Se observarmos atentamente, todo esse movimento descrito por Freud está presente em Elisabeth e Sue. O problema é que o que passa a predominar a partir da segunda parte no filme é a pulsão de morte, caracterizando assim o narcisismo da protagonista como um narcisismo de morte. A inveja também se torna uma constante, e se transforma em motor para os ataques violentos, de ódio, com desejo de destruição e morte, ignorando completamente que o que é sentido como adversário, na verdade é sua outra parte. A cisão, negação, fantasia de onipotência são as defesas primitivas utilizadas pelas personagens.
A terceira parte do filme é a que mais choca, pois trabalha com a metáfora do monstro no qual Elisabeth/ Sue se transformam. O monstro causa repulsa e estranhamento, e representa o embate entre o ser humano e suas próprias limitações, desamparo diante da morte. Umberto Eco em sua obra “A história da feiura” já sinalizava que o monstro, o grotesco é representado de formas diversas, dependendo da época, do lugar e do medos e angústias de determinado contexto. A reação diante do monstruoso é a repulsa, o medo, a exclusão. A noção de monstro traz a noção do estranho, do que está fora do lugar, do que não é natural aos olhos da ração.
Em sua obra “O Estranho” (1919), Freud afirmou que o que nos causa estranhamento é o mais conhecido em nós. A parte do próprio eu percebida como estranha, ameaçadora, desorganizadora é projetada no mundo externo, que passa a ser povoado pelos monstros desagradáveis. Representa a marca de excludência , complexo de inferioridade, transgressão ao modelo vigente e alternativa à sobrevivência. O monstro também representa uma resistência à forma perfeita, busca do ser pela própria autonomia através de quebra de expectativas, transgressão às normas sociais e reconfiguração identitária.
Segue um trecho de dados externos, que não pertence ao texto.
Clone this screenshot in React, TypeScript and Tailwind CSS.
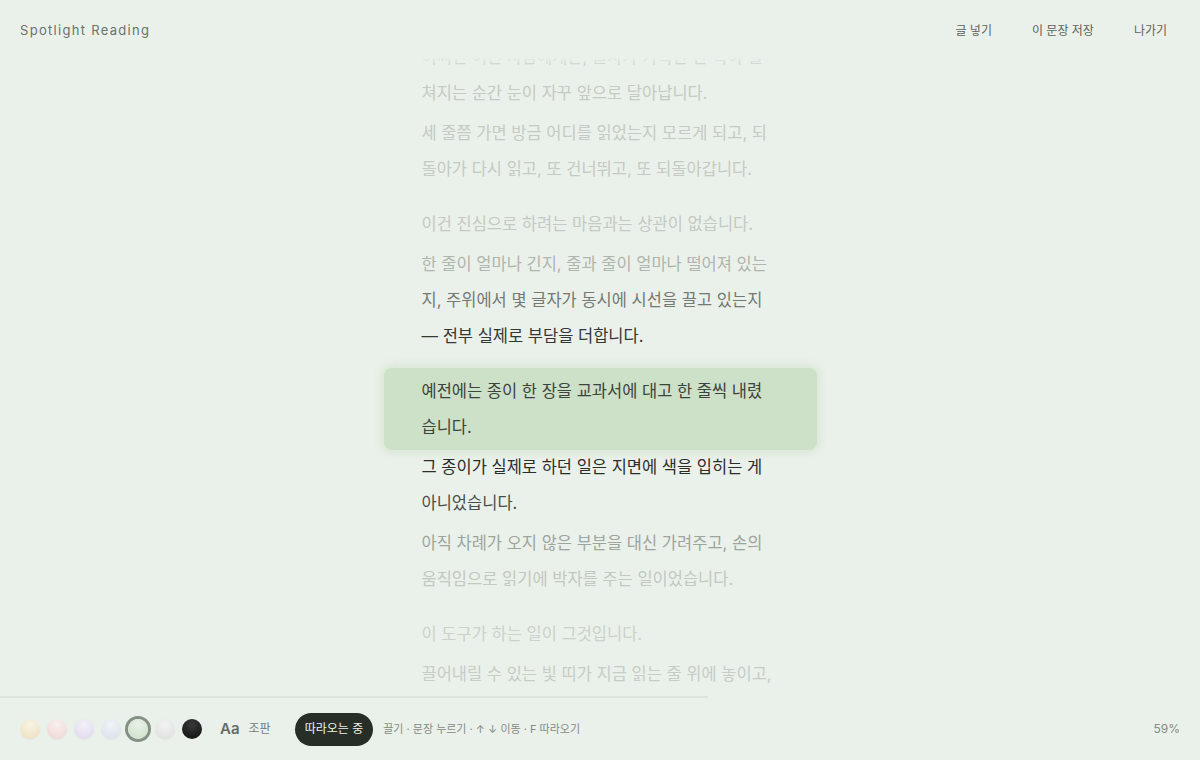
import React from 'react';

type Line = { text: string; color: string };
type Sentence = { lines: Line[]; active?: boolean };

const paragraphs: Sentence[][] = [
  [
    {
      lines: [
        { text: '어쩌면 어떤 사람에게는, 글자가 가득한 한 쪽이 펼', color: '#cbd1cb' },
        { text: '쳐지는 순간 눈이 자꾸 앞으로 달아납니다.', color: '#c4cac4' },
      ],
    },
    {
      lines: [
        { text: '세 줄쯤 가면 방금 어디를 읽었는지 모르게 되고, 되', color: '#c4cac4' },
        { text: '돌아가 다시 읽고, 또 건너뛰고, 또 되돌아갑니다.', color: '#c4cac4' },
      ],
    },
  ],
  [
    { lines: [{ text: '이건 진심으로 하려는 마음과는 상관이 없습니다.', color: '#c3c9c3' }] },
    {
      lines: [
        { text: '한 줄이 얼마나 긴지, 줄과 줄이 얼마나 떨어져 있는', color: '#afb5af' },
        { text: '지, 주위에서 몇 글자가 동시에 시선을 끌고 있는지', color: '#747974' },
        { text: '— 전부 실제로 부담을 더합니다.', color: '#333733' },
      ],
    },
  ],
  [
    {
      active: true,
      lines: [
        { text: '예전에는 종이 한 장을 교과서에 대고 한 줄씩 내렸', color: '#3d433d' },
        { text: '습니다.', color: '#3d433d' },
      ],
    },
    {
      lines: [
        { text: '그 종이가 실제로 하던 일은 지면에 색을 입히는 게', color: '#2a2d2a' },
        { text: '아니었습니다.', color: '#4a4e4a' },
      ],
    },
    {
      lines: [
        { text: '아직 차례가 오지 않은 부분을 대신 가려주고, 손의', color: '#9ea49e' },
        { text: '움직임으로 읽기에 박자를 주는 일이었습니다.', color: '#c2c8c2' },
      ],
    },
  ],
  [
    { lines: [{ text: '이 도구가 하는 일이 그것입니다.', color: '#cbd1cb' }] },
    {
      lines: [{ text: '끌어내릴 수 있는 빛 띠가 지금 읽는 줄 위에 놓이고,', color: '#c6ccc6' }],
    },
  ],
];

const swatches = [
  'bg-[radial-gradient(circle_at_50%_28%,#fcf5e6_0%,#f2e0bd_75%)]',
  'bg-[radial-gradient(circle_at_50%_28%,#fdf0f0_0%,#f3d6d6_75%)]',
  'bg-[radial-gradient(circle_at_50%_28%,#f6f1fb_0%,#e4d9f1_75%)]',
  'bg-[radial-gradient(circle_at_50%_28%,#f2f5fb_0%,#d9e2f1_75%)]',
  'bg-[radial-gradient(circle_at_50%_28%,#e8f2e6_0%,#cde1ca_75%)]',
  'bg-[radial-gradient(circle_at_50%_28%,#f4f4f4_0%,#e0e0e0_75%)]',
  'bg-[radial-gradient(circle_at_50%_28%,#3a3a3a_0%,#1a1a1a_70%)]',
];

function App() {
  return (
    <div
      className="relative flex h-screen flex-col overflow-hidden bg-[#eaf1ea]"
      style={{ fontFamily: 'Inter, "Noto Sans CJK KR", "Noto Sans", sans-serif' }}
    >
      {/* header sits over the scrolled text */}
      <header className="absolute inset-x-0 top-0 z-10">
        <div className="flex h-[57px] items-center justify-between bg-[#eaf1ea] pl-5 pr-[33px] pt-[4px]">
          <span className="text-[13px] tracking-[0.1em] text-[#6b716b]">Spotlight Reading</span>
          <nav className="flex gap-10 text-[12px] text-[#5d625d]">
            <span>글 넣기</span>
            <span>이 문장 저장</span>
            <span>나가기</span>
          </nav>
        </div>
        <div className="h-[8px] bg-gradient-to-b from-[#eaf1ea] to-[#eaf1ea00]" />
      </header>

      <main className="min-h-0 flex-1 overflow-hidden">
        <div className="mx-auto flex w-[433px] flex-col gap-[19px] pt-[39px]">
          {paragraphs.map((p, pi) => (
            <div key={pi} className="flex flex-col gap-[4px]">
              {p.map((s, si) => (
                <div key={si} className="relative px-[38px]">
                  {s.active && (
                    <div className="absolute inset-x-0 -inset-y-[5px] rounded-lg bg-[#cde0c8] shadow-[0_0_8px_3px_rgba(205,224,200,0.6)]" />
                  )}
                  {s.lines.map((l, li) => (
                    <div
                      key={li}
                      className="relative whitespace-nowrap text-[16.5px] leading-[36px]"
                      style={{ color: l.color }}
                    >
                      {l.text}
                    </div>
                  ))}
                </div>
              ))}
            </div>
          ))}
        </div>
      </main>

      <footer className="bg-[#eaf1ea]">
        <div className="h-[2px] w-[59%] bg-[#dde3dd]" />
        <div className="flex h-[62px] items-center px-5">
          <div className="flex items-center gap-[7px]">
            {swatches.map((c, i) => (
              <span
                key={i}
                className={`h-[20px] w-[20px] rounded-full ${c} ${
                  i === 6 ? '' : 'opacity-80 shadow-[0_1px_1px_rgba(0,0,0,0.06)]'
                } ${i === 4 ? 'ring-[3px] ring-[#6e7a6e]' : ''}`}
              />
            ))}
          </div>
          <span className="ml-[18px] text-[15px] font-semibold text-[#666b66]">Aa</span>
          <span className="ml-[9px] text-[12px] text-[#777c77]">조판</span>
          <button className="ml-6 h-[33px] rounded-full bg-[#262e27] px-[10px] text-[12px] text-[#edf1ed]">
            따라오는 중
          </button>
          <span className="ml-[10px] text-[11px] text-[#868b86]">
            끌기 · 문장 누르기 · ↑ ↓ 이동 · F 따라오기
          </span>
          <span className="ml-auto text-[12px] text-[#858a85]">59%</span>
        </div>
      </footer>
    </div>
  );
}

export default App;
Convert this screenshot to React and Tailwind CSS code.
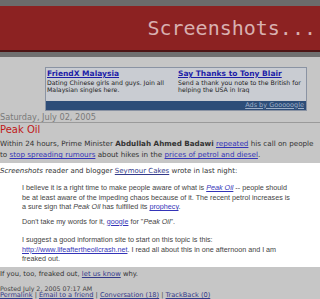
export default function App() {
  const sans = { fontFamily: '"DejaVu Sans", Verdana, sans-serif' };
  const arial = { fontFamily: '"Liberation Sans", Arial, sans-serif' };

  return (
    <div className="w-[320px] h-[299px] overflow-hidden bg-[#c6c6c6]" style={sans}>
      {/* header */}
      <div className="h-[6px] bg-[#6b6b6b]" />
      <div className="h-[46px] bg-[#8c2222] border-b-2 border-[#4d1515] flex items-center justify-end pr-[4px]">
        <span className="text-[20px] text-[#d8b0b0]" style={{ fontFamily: '"DejaVu Sans Mono", monospace' }}>
          Screenshots...
        </span>
      </div>
      <div className="h-[5px] bg-[#707070]" />

      {/* ads */}
      <div className="pt-[10px] pl-[45px] pr-[13px]">
        <div className="border border-[#8a93a3] bg-[#c9ccd2]">
          <div className="grid grid-cols-[131px_1fr] px-[1px] pt-[1px] pb-[8px] text-[6.2px] leading-[7px] text-[#222] whitespace-nowrap">
            <div>
              <div className="font-bold text-[#1d1da8] underline text-[7.5px] leading-[10px]">FriendX Malaysia</div>
              <div>Dating Chinese girls and guys. Join all</div>
              <div>Malaysian singles here.</div>
            </div>
            <div>
              <div className="font-bold text-[#1d1da8] underline text-[7.5px] leading-[10px]">Say Thanks to Tony Blair</div>
              <div>Send a thank you note to the British for</div>
              <div>helping the USA in Iraq</div>
            </div>
          </div>
          <div className="h-[9px] bg-[#2d4d78] flex items-center justify-end pr-[2px]">
            <span className="text-[6.5px] text-[#9fb0c8] underline">Ads by Gooooogle</span>
          </div>
        </div>
      </div>

      {/* post */}
      <div className="mt-[1px] border-b border-[#9a9a9a] text-[8.2px] leading-[10px] text-[#7a7a7a]">
        Saturday, July 02, 2005
      </div>
      <div className="text-[10px] leading-[14px] text-[#c01818]">Peak Oil</div>
      <div className="text-[7.2px] leading-[11px] text-[#333] pt-[1px] pb-[3px] whitespace-nowrap">
        Within 24 hours, Prime Minister <b>Abdullah Ahmed Badawi</b>{' '}
        <span className="text-[#3434b8] underline">repeated</span> his call on people
        <br />
        to <span className="text-[#3434b8] underline">stop spreading rumours</span> about hikes in the{' '}
        <span className="text-[#3434b8] underline">prices of petrol and diesel</span>.
      </div>

      <div className="bg-white pt-[3px] pb-[3px]">
        <div className="text-[7px] leading-[11px] text-[#333]">
          <i>Screenshots</i> reader and blogger{' '}
          <span className="text-[#333a8a] underline">Seymour Cakes</span> wrote in last night:
        </div>
        <div className="pl-[22px] pt-[6px] text-[7.2px] leading-[9.5px] text-[#444] whitespace-nowrap" style={arial}>
          <p>
            I believe it is a right time to make people aware of what is{' '}
            <i className="text-[#3434b8] underline">Peak Oil</i> -- people should
            <br />
            be at least aware of the impeding chaos because of it. The recent petrol increases is
            <br />
            a sure sign that <i>Peak Oil</i> has fulfilled its{' '}
            <span className="text-[#3434b8] underline">prophecy</span>.
          </p>
          <p className="mt-[5px]">
            Don't take my words for it, <span className="text-[#3434b8] underline">google</span> for "<i>Peak Oil</i>".
          </p>
          <p className="mt-[9px]">
            I suggest a good information site to start on this topic is this:
            <br />
            <span className="text-[#3434b8] underline">http://www.lifeaftertheoilcrash.net</span>. I read all about this in one afternoon and I am
            <br />
            freaked out.
          </p>
        </div>
      </div>

      <div className="text-[6.8px] leading-[11px] text-[#333] pt-[2px]">
        If you, too, freaked out, <span className="text-[#333a8a] underline">let us know</span> why.
      </div>
      <div className="pt-[5px] leading-[7px] text-[#444] whitespace-nowrap">
        <div className="text-[6.3px]">Posted July 2, 2005 07:17 AM</div>
        <div className="text-[6.6px]">
          <span className="text-[#333a8a] underline">Permalink</span> | <span className="text-[#333a8a] underline">Email to a friend</span> | <span className="text-[#333a8a] underline">Conversation (18)</span> | <span className="text-[#333a8a] underline">TrackBack (0)</span>
        </div>
      </div>
    </div>
  );
}
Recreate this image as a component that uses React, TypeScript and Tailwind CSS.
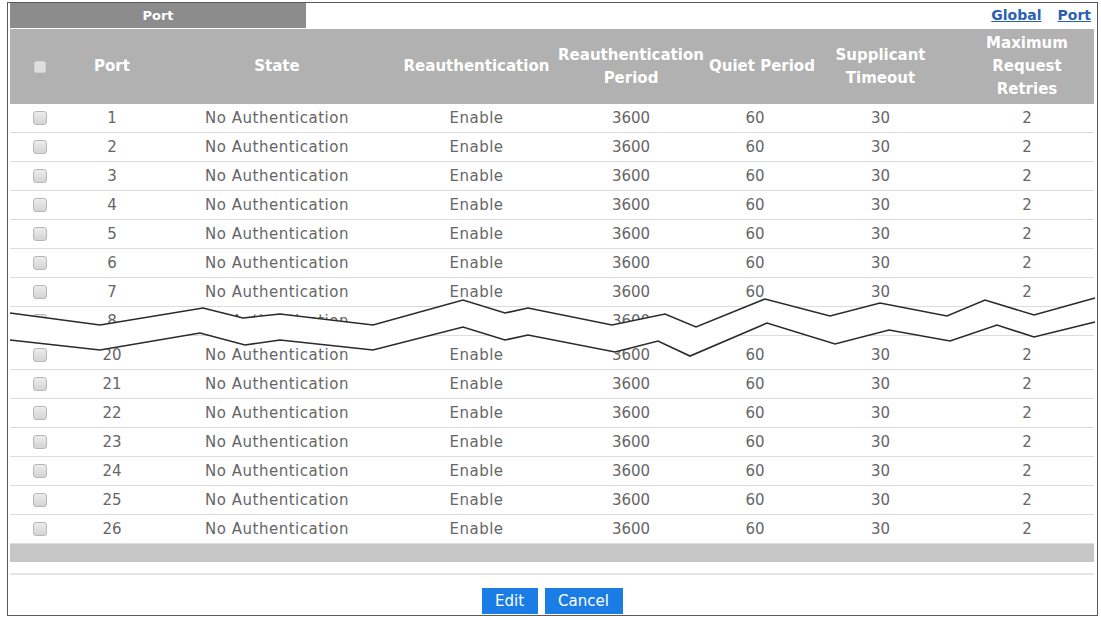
import React from 'react';

const COLS = 'grid grid-cols-[60px_84px_246px_153px_156px_92px_159px_134px]';

const upper: [number, number][] = [
  [10, 313], [100, 325], [203, 308], [243, 318], [280, 314], [373, 325], [463, 300], [505, 313], [528, 308],
  [612, 325], [665, 314], [696, 327], [765, 299], [830, 316], [880, 303], [947, 316], [985, 300], [1034, 315], [1095, 298],
];
const lower: [number, number][] = [
  [10, 340], [100, 350], [200, 333], [245, 345], [280, 340], [373, 350], [463, 327], [505, 340], [528, 335],
  [615, 352], [658, 341], [690, 356], [767, 323], [835, 344], [889, 330], [950, 341], [997, 325], [1034, 337], [1095, 322],
];

const pts = (p: [number, number][]) => p.map(([x, y]) => `${x},${y}`).join(' ');

const Checkbox: React.FC<{ small?: boolean }> = ({ small }) => (
  <span
    className={
      small
        ? 'inline-block w-[12px] h-[12px] rounded-[2px] bg-[#dedede] border border-[#cfcfcf]'
        : 'inline-block w-[14px] h-[14px] rounded-[3px] bg-gradient-to-b from-[#ececec] to-[#d4d4d4] border border-[#b8b8b8]'
    }
  />
);

const Row: React.FC<{ port: number }> = ({ port }) => (
  <div className={`${COLS} h-[29px] items-center text-center text-[15px] text-[#666666] border-b border-[#dcdcdc]`}>
    <div className="flex justify-center"><Checkbox /></div>
    <div>{port}</div>
    <div className="tracking-[0.5px]">No Authentication</div>
    <div className="tracking-[0.5px]">Enable</div>
    <div>3600</div>
    <div>60</div>
    <div>30</div>
    <div>2</div>
  </div>
);

export default function App() {
  return (
    <div className="relative w-[1101px] h-[620px] bg-white overflow-hidden font-['DejaVu_Sans',sans-serif]">
      <div className="ml-[7px] mt-[2px] w-[1091px] h-[614px] border border-[#5a5a5a] pl-[2px] pr-[3px] flex flex-col">
        {/* tab line */}
        <div className="flex h-[25px]">
          <div className="w-[296px] bg-[#8c8c8c] text-white font-bold text-[13px] flex items-center justify-center">
            Port
          </div>
          <div className="flex-1 flex justify-end items-center gap-[16px] pr-[3px] text-[14px] font-bold text-[#2b5fb3]">
            <span className="underline">Global</span>
            <span className="underline">Port</span>
          </div>
        </div>

        {/* header */}
        <div className={`${COLS} mt-[1px] h-[75px] bg-[#b1b1b1] items-center text-center text-white font-bold text-[15px] leading-[23px]`}>
          <div className="flex justify-center"><Checkbox small /></div>
          <div>Port</div>
          <div>State</div>
          <div>Reauthentication</div>
          <div>Reauthentication<br />Period</div>
          <div className="whitespace-nowrap">Quiet Period</div>
          <div>Supplicant<br />Timeout</div>
          <div>Maximum<br />Request<br />Retries</div>
        </div>

        {[1, 2, 3, 4, 5, 6, 7, 8].map((p) => (
          <Row key={p} port={p} />
        ))}
        <div className="h-[5px]" />
        {[20, 21, 22, 23, 24, 25, 26].map((p) => (
          <Row key={p} port={p} />
        ))}

        <div className="h-[18px] bg-[#c6c6c6]" />
        <div className="mt-[11px] h-[2px] bg-[#e4e4e4]" />

        <div className="mt-[13px] flex justify-center gap-[7px]">
          <button className="w-[56px] h-[26px] bg-[#1a7de6] text-white text-[15px]">Edit</button>
          <button className="w-[78px] h-[26px] bg-[#1a7de6] text-white text-[15px]">Cancel</button>
        </div>
      </div>

      {/* break marker over the skipped rows */}
      <svg className="absolute inset-0 pointer-events-none" width="1101" height="620" viewBox="0 0 1101 620">
        <polygon points={pts([...upper, ...[...lower].reverse()])} fill="#ffffff" />
        <polyline points={pts(upper)} fill="none" stroke="#2a2a2a" strokeWidth="1.6" />
        <polyline points={pts(lower)} fill="none" stroke="#2a2a2a" strokeWidth="1.6" />
      </svg>
    </div>
  );
}
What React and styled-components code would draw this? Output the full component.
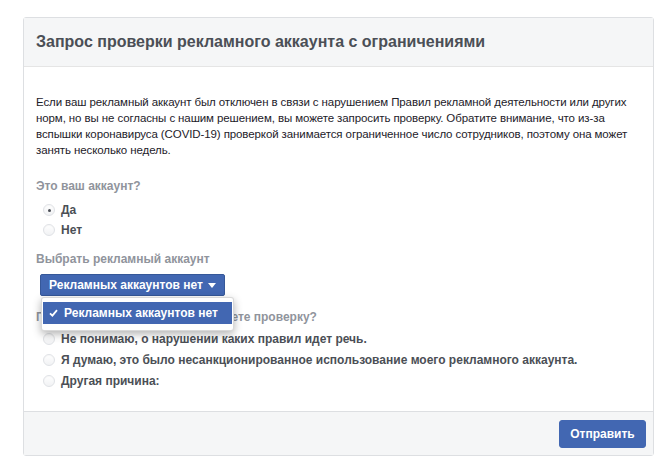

Por esses motivos o monstro causa medo, angústia.
Nesse sentido, pode-se afirmar que o narcisismo que predominou foi o narcisismo de morte. Para Freud, quando há uma predominância de pulsões de vida no narcisismo, pode-se denominá-lo de narcisismo de vida. Ele se expressa em forma de autopreservação; autoestima; cuidado consigo mesmo e em movimento de busca por vínculos de amor. Porém, quando a predominância é das pulsões de morte, o narcisismo pode assumir formas ou se expressar em isolamento, sadismo, depressão, ou até, em casos mais extremos e comprometidos, em suicídio. A pessoa começa a trabalhar contra si mesma, atuando de forma violenta, com autossabotagem e destrutividade.
E diante da incapacidade de lidar com o monstro que se tornou, o que resta é a tentativa última de mais uma vez driblar a realidade, aplicando várias doses que terminam por desestabilizar e inviabilizar a vida. É uma última metáfora da loucura, surto psicótico, onde a pessoa já perdeu a noção do próprio corpo que se desfaz, ferida aberta sangrando até a morte.